The more than 200 species in the family Mormyridae communicate with one another in a way completely alien to our species: by means of electric discharges generated by an organ in their tails.
In a 2011 article in Science that described a group of mormyrids able to perceive subtle variations in the waveform of electric signals, Washington University in St. Louis biologist Bruce Carlson, PhD, noted that another group of mormyrids are much less discriminating (see illustration).
The fish with nuanced signal discrimination can glean a stunning amount of information from electric signals, including the signaler’s species, sex, age, relative dominance status, and possibly even individual identity. They can also detect emotional states, such as aggression, submission, courtship and active exploration (see video below).
The fish with the simpler communication system were less studied and less well understood.
In the August 4 issues of the online journal eLIFE, Carlson and graduate student Christa Baker describe how they discovered the basis for the perceptual differences between the two groups of fish by studying the fish’s sensory receptors.
“There had to be a neural correlate for the perceptual differences, so we looked to see if something was happening ‘out in the periphery’ where the signals are originally detected and encoded for processing in the brain,” Carlson said.
The receptors in the less discriminating fish encode signals very differently than do the receptors in the more discriminating fish. Further, the receptors of the less discriminating fish are tuned to the collective signals from schools or shoals of fish rather than to those from individual fish.
“As far as we know, this is the first time anyone has found a receptor tuned to group communication signals rather than those coming from individuals,” Carlson said.
Spiking versus oscillating
Weakly electric fish have sensory receptors in their skin, called knollenorgans, that detect electric pulses from their neighboring fish. The receptors are broadly distributed over the bodies of the discriminating fish, but in the less discriminating fish they are grouped into three clusters, or rosettes, on both sides of the head.
“We knew from work in the 1960s that there were differences in the physiology, or electrical behavior, of the sensory receptors,” Baker said. “The broadly distributed receptors fire spikes, or action potentials, whereas the clustered receptors produce oscillating potentials at a constant frequency.”
“We learned that when the oscillating recepters receive an electric signal, they reset their oscillation to a particular point in the cycle,“ she said. “This phase reset briefly syncrhonizes the oscillations of different receptors.”
“No one had ever described anything like this in a sensory system before,” Carlson said. “This is the first sensory receptor we know of that encodes stimuli by resetting the phase of ongoing oscillations.”

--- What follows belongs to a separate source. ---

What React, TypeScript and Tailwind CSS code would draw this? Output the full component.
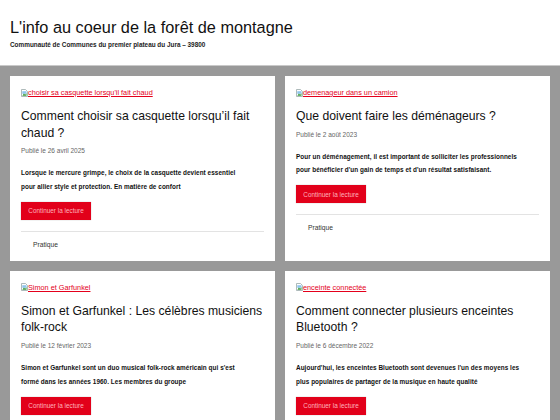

“We investigated how the phase reset varied with different stimuli,” Baker said, “and we found that the oscillating receptors do not encode the same information as spiking receptors.”
The spiking receptors, which fire a nerve impulse every time there is an upward or downward excursion in the signal, are very good at encoding precise timing cues in signaling waveforms. But oscillating receptors encode only the onset of the signal and its point of origin.
“Fish with oscillating receptors are not behaviorally sensitive to waveform variation at least in part because the precise timing cues are not encoded by their receptors,” Baker said.
Group think
So why do the fish with oscillating receptors bother to signal at all? What information do their receptors provide? The answer emerged when the scientists looked at how the receptors are tuned.
The spiking receptors are maximally sensitive to frequencies near those that make up the signals from other members of their species. The oscillating receptors, however, are tuned to much lower frequencies than those that characterize signals from their fellow fish.
“We found that the timing patterns they were most sensitive to were patterns that can only be produced by the collective signaling of large groups of fish,” Baker said. “We think that the oscillating receptors help fish detect and locate those groups.”
But why are these two groups of fish so different? “Our best guess is that differences in social behavior, in social organization, selected for differences in sensory capacities,” Carlson said.
“Based on what I’ve seen in the field,” he said, “the fish able to perceive small differences in the communication signals tend to be solitary and territorial, whereas the fish whose receptors are tuned to group signals tend to be more gregarious.
“My guess is that these two different lifestyles place very different selective pressures on communication. If you’re solitary and territorial and you detect another fish in the area, you want to know exactly who that fish is. Is it a potential competitor, a potential mate, or a different species you’re not worried about?
“On the other hand, if you’re living in a shoal or school of fish, it’s not so important to identify individuals. Just sticking with the group is going to be a successful strategy.”